El otro punto es el relativo a mi re­greso al país, de que me habla su últi­mo memorándum. De más está decirle que ese paso dependería en mucho de la solución que tenga el asunto de que trato en el párrafo anterior. Si mi presencia es necesaria para algo posi­tivo, allí estaré. Si no hay probabilida­des de una cosa seria, grande y decidi­da, usted comprenderá que no me es grato compartir el techo nacional con quien me echó fuera de la casa. Uste­des leerán mi carta, me informarán ampliamente en su respuesta, y con esos elementos decidiré. Por lo pron­to, quiero hacerles notar a usted y los 13 buenos amigos que han conversa­do al respecto, que no hay que olvidar dos detalles: a) que el editorial de La Nación atribuye al mensaje de Odría un alcance mucho más amplio que el que sus palabras textuales tienen en el mensaje referido. Falta saber si La Nación da a esas palabras su verdade­ra interpretación o, según yo lo creo, otra mucho más amplia y acaso no aprobada por Odría, b) que mi caso no es el mismo del de los deportados corrientes a quienes se aplicó la Ley de Seguridad; porque yo he salido, no en aplicación de esa ley, sino antes de que ella existiese, por dictado perso­nal exclusivo del caudillo militar de la revuelta y antes aún de estar constituido un gobierno de facto.
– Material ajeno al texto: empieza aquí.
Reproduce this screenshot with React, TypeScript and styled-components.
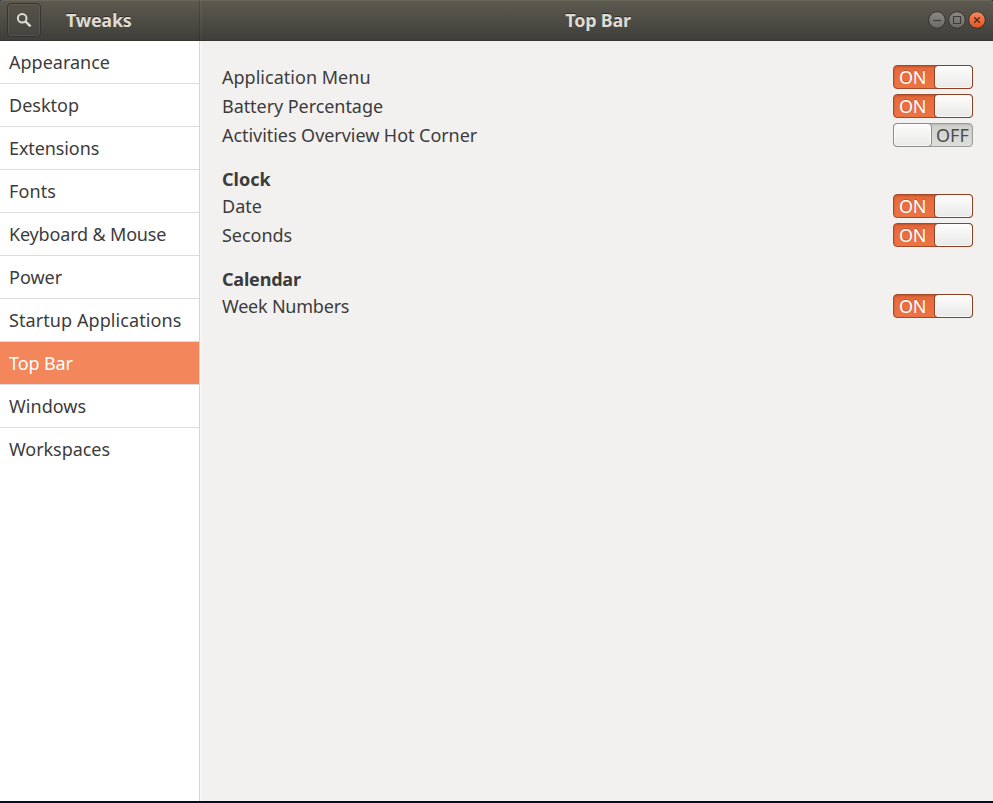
import React from "react";
import styled, { createGlobalStyle, css } from "styled-components";

const GlobalStyle = createGlobalStyle`
  * { box-sizing: border-box; }
  body { margin: 0; background: #1c2850; overflow: hidden; }
`;

const Window = styled.div`
  display: flex;
  flex-direction: column;
  width: 993px;
  height: 803px;
  border-bottom: 2px solid #060b2e;
  font-family: "Noto Sans", "Open Sans", sans-serif;
  font-size: 18px;
  color: #3c3c3c;
  overflow: hidden;
`;

const HeaderBar = styled.header`
  display: flex;
  flex: none;
  height: 41px;
  padding-bottom: 1px;
  background: linear-gradient(#5d5b50, #57554b 20%, #3e3d39);
  box-shadow: inset 0 1px #69665a, inset 0 -1px #363531;
  border-radius: 3px 3px 0 0;
`;

const HeaderLeft = styled.div`
  display: flex;
  align-items: center;
  width: 200px;
  padding-left: 7px;
  border-right: 1px solid rgba(0, 0, 0, 0.16);
`;

const HeaderRight = styled.div`
  display: grid;
  grid-template-columns: 65px 1fr 64px;
  align-items: center;
  flex: 1;
  border-left: 2px solid rgba(255, 255, 255, 0.035);
`;

const SearchButton = styled.button`
  display: flex;
  align-items: center;
  justify-content: center;
  width: 34px;
  height: 34px;
  padding: 0;
  border: 1px solid #353430;
  border-radius: 4px;
  background: linear-gradient(#555349, #454440);
  box-shadow: inset 0 0 0 1px rgba(255, 255, 255, 0.07);
`;

const Title = styled.h1<{ $track?: number }>`
  margin: 0;
  font-size: 18px;
  line-height: 24px;
  font-weight: 700;
  color: #dfdbd2;
  text-shadow: 0 -1px rgba(0, 0, 0, 0.45);
  letter-spacing: ${(p) => p.$track ?? 0}px;
  white-space: nowrap;
`;

const SideTitle = styled(Title)`
  margin-left: 25px;
`;

const CenterTitle = styled(Title)`
  justify-self: center;
`;

const WindowControls = styled.div`
  display: flex;
  grid-column: 3;
  gap: 2px;
  margin-left: -1px;
`;

const ControlIcon = styled.svg`
  display: block;
  width: 18px;
  height: 18px;
`;

const Body = styled.div`
  display: flex;
  flex: 1;
  min-height: 0;
  background: #f2f1f0;
`;

const Sidebar = styled.nav`
  width: 200px;
  flex: none;
  background: #fff;
  border-right: 1px solid #d8d7d5;
`;

const SidebarItem = styled.div<{ $selected: boolean; $last: boolean; $track: number }>`
  height: 43px;
  padding-left: 9px;
  line-height: 42px;
  white-space: nowrap;
  letter-spacing: ${(p) => p.$track}px;
  border-bottom: 1px solid ${(p) => (p.$last ? "transparent" : "#dcdcdc")};
  ${(p) =>
    p.$selected &&
    css`
      background: #f3865b;
      color: #fff;
    `}
`;

const Content = styled.main`
  flex: 1;
  padding: 24px 20px 0;
  border-left: 2px solid #f7f6f5;
`;

const Group = styled.section`
  display: flex;
  flex-direction: column;
  gap: 5px;
  margin-bottom: 20px;
`;

const GroupTitle = styled.h2<{ $track: number }>`
  margin: 0 0 -2px;
  font-size: 18px;
  line-height: 24px;
  height: 24px;
  letter-spacing: ${(p) => p.$track}px;
`;

const Row = styled.div`
  display: flex;
  align-items: center;
  justify-content: space-between;
  height: 24px;
`;

const Label = styled.span<{ $track: number }>`
  line-height: 24px;
  white-space: nowrap;
  letter-spacing: ${(p) => p.$track}px;
`;

const Track = styled.div<{ $on: boolean }>`
  display: flex;
  flex-direction: ${(p) => (p.$on ? "row" : "row-reverse")};
  width: 80px;
  height: 24px;
  border: 1px solid ${(p) => (p.$on ? "#a34a2a" : "#9d9d9b")};
  border-radius: 4px;
  background: ${(p) => (p.$on ? "linear-gradient(#e5683b, #ed7445)" : "linear-gradient(#cfcfce, #dededd)")};
  box-shadow: inset 0 1px 2px ${(p) => (p.$on ? "rgba(140, 50, 10, 0.4)" : "rgba(0, 0, 0, 0.12)")};
`;

const TrackText = styled.span<{ $on: boolean }>`
  flex: 1;
  padding-left: 5px;
  line-height: 23px;
  white-space: nowrap;
  letter-spacing: ${(p) => (p.$on ? -0.4 : 0)}px;
  color: ${(p) => (p.$on ? "#fff" : "#4c4c4c")};
  text-shadow: ${(p) => (p.$on ? "0 -1px rgba(150, 60, 20, 0.5)" : "none")};
`;

const Knob = styled.span<{ $on: boolean }>`
  flex: none;
  width: 39px;
  height: 24px;
  margin: -1px;
  border: 1px solid ${(p) => (p.$on ? "#8e3f24" : "#8d8d8b")};
  border-radius: 4px;
  background: linear-gradient(#fdfdfd, #e9e9e8);
  box-shadow: inset 0 0 0 1px rgba(255, 255, 255, 0.7);
`;

function Switch({ on }: { on: boolean }) {
  return (
    <Track $on={on} role="switch" aria-checked={on}>
      <TrackText $on={on}>{on ? "ON" : "OFF"}</TrackText>
      <Knob $on={on} />
    </Track>
  );
}

const pages: [string, number][] = [
  ["Appearance", 0],
  ["Desktop", 0],
  ["Extensions", -0.1],
  ["Fonts", 0.1],
  ["Keyboard & Mouse", -0.17],
  ["Power", 0],
  ["Startup Applications", 0.08],
  ["Top Bar", -0.1],
  ["Windows", 0.05],
  ["Workspaces", -0.05],
];

type Setting = { label: string; on: boolean; track: number };

const groups: { title?: string; track?: number; rows: Setting[] }[] = [
  {
    rows: [
      { label: "Application Menu", on: true, track: 0.02 },
      { label: "Battery Percentage", on: true, track: -0.06 },
      { label: "Activities Overview Hot Corner", on: false, track: -0.05 },
    ],
  },
  {
    title: "Clock",
    track: 0,
    rows: [
      { label: "Date", on: true, track: 0 },
      { label: "Seconds", on: true, track: -0.03 },
    ],
  },
  { title: "Calendar", track: -0.2, rows: [{ label: "Week Numbers", on: true, track: -0.22 }] },
];

function WindowControl({ kind }: { kind: "minimize" | "maximize" | "close" }) {
  const close = kind === "close";
  const id = `control-${kind}`;
  return (
    <ControlIcon viewBox="0 0 18 18" aria-label={kind}>
      <defs>
        <linearGradient id={id} x1="0" y1="0" x2="0" y2="1">
          <stop offset="0" stopColor={close ? "#f58a62" : "#8b8982"} />
          <stop offset="1" stopColor={close ? "#e4511f" : "#6b6963"} />
        </linearGradient>
      </defs>
      <circle cx="9" cy="9" r="8.3" fill={`url(#${id})`} stroke="#36342f" strokeWidth="1" />
      <g fill="none" stroke={close ? "#4f2516" : "#3c3b37"} strokeWidth="1.1">
        {kind === "minimize" && <path d="M5 9.5h8" />}
        {kind === "maximize" && <path d="M5.5 5.5h7v7h-7z" />}
        {close && <path d="M6.2 6.2l5.6 5.6M11.8 6.2l-5.6 5.6" strokeWidth="1.3" />}
      </g>
    </ControlIcon>
  );
}

export default function App() {
  return (
    <>
      <GlobalStyle />
      <Window>
        <HeaderBar>
          <HeaderLeft>
            <SearchButton aria-label="Search">
              <svg width="16" height="16" viewBox="0 0 16 16" fill="none" stroke="#dfdbd2">
                <circle cx="6.2" cy="6.2" r="4.3" strokeWidth="2" />
                <path d="M9.3 9.3L14.6 14.3" strokeWidth="2.4" />
              </svg>
            </SearchButton>
            <SideTitle $track={-0.27}>Tweaks</SideTitle>
          </HeaderLeft>
          <HeaderRight>
            <span />
            <CenterTitle $track={-0.25}>Top Bar</CenterTitle>
            <WindowControls>
              <WindowControl kind="minimize" />
              <WindowControl kind="maximize" />
              <WindowControl kind="close" />
            </WindowControls>
          </HeaderRight>
        </HeaderBar>
        <Body>
          <Sidebar>
            {pages.map(([name, track], i) => (
              <SidebarItem
                key={name}
                $selected={name === "Top Bar"}
                $last={i === pages.length - 1}
                $track={track}
              >
                {name}
              </SidebarItem>
            ))}
          </Sidebar>
          <Content>
            {groups.map((group, i) => (
              <Group key={i}>
                {group.title && <GroupTitle $track={group.track ?? 0}>{group.title}</GroupTitle>}
                {group.rows.map((row) => (
                  <Row key={row.label}>
                    <Label $track={row.track}>{row.label}</Label>
                    <Switch on={row.on} />
                  </Row>
                ))}
              </Group>
            ))}
          </Content>
        </Body>
      </Window>
    </>
  );
}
Con todo, comprendo que hay razones importantes que harían aconsejable el hacer pública mi voluntad de volver al Perú, sea o no aceptada por el gobierno esa decisión mía; y por eso les agradeceré me envíen, inmediatamente que se produzcan, los datos sobre cualquiera medida que adopte el gobierno sobre otros deportados políticos, no apris­tas y apristas.

Perdone usted, Benjamín, que haya sido tan largo y sobre todo tan crudo. Pero no me habría quedado tranquilo callándole lo que pienso y siento. Esti­mo que tanto para evitar resentimien­tos e incomprensiones que a nada conducirían, no es conveniente exten­der el conocimiento de lo que aquí le digo a nuestros demás amigos; pero sí es conveniente que usted lo sepa, pa­ra que si vuelve a presentarse el caso, usted pueda orientarlos con su conse­jo y sus reflexiones. Espero, como le he dicho, mandarle en estos días una carta colectiva extensa. Mándeme una dirección postal segura. Mil afec­tos a todos los suyos y un abrazo para usted.


J. L. Bustamante.

P.D. Hoy le escribo a Bedoya para que reclame ante la Dir. de Gbno., la devolución de los folletos incautados, en vista de la afirmación que Odría hace en su mensaje de que hay completa libertad de prensa. Es un tanteo, para evitar el nuevo fiasco de otra incautación de la segunda edición proyectada. No hay que precipitarse.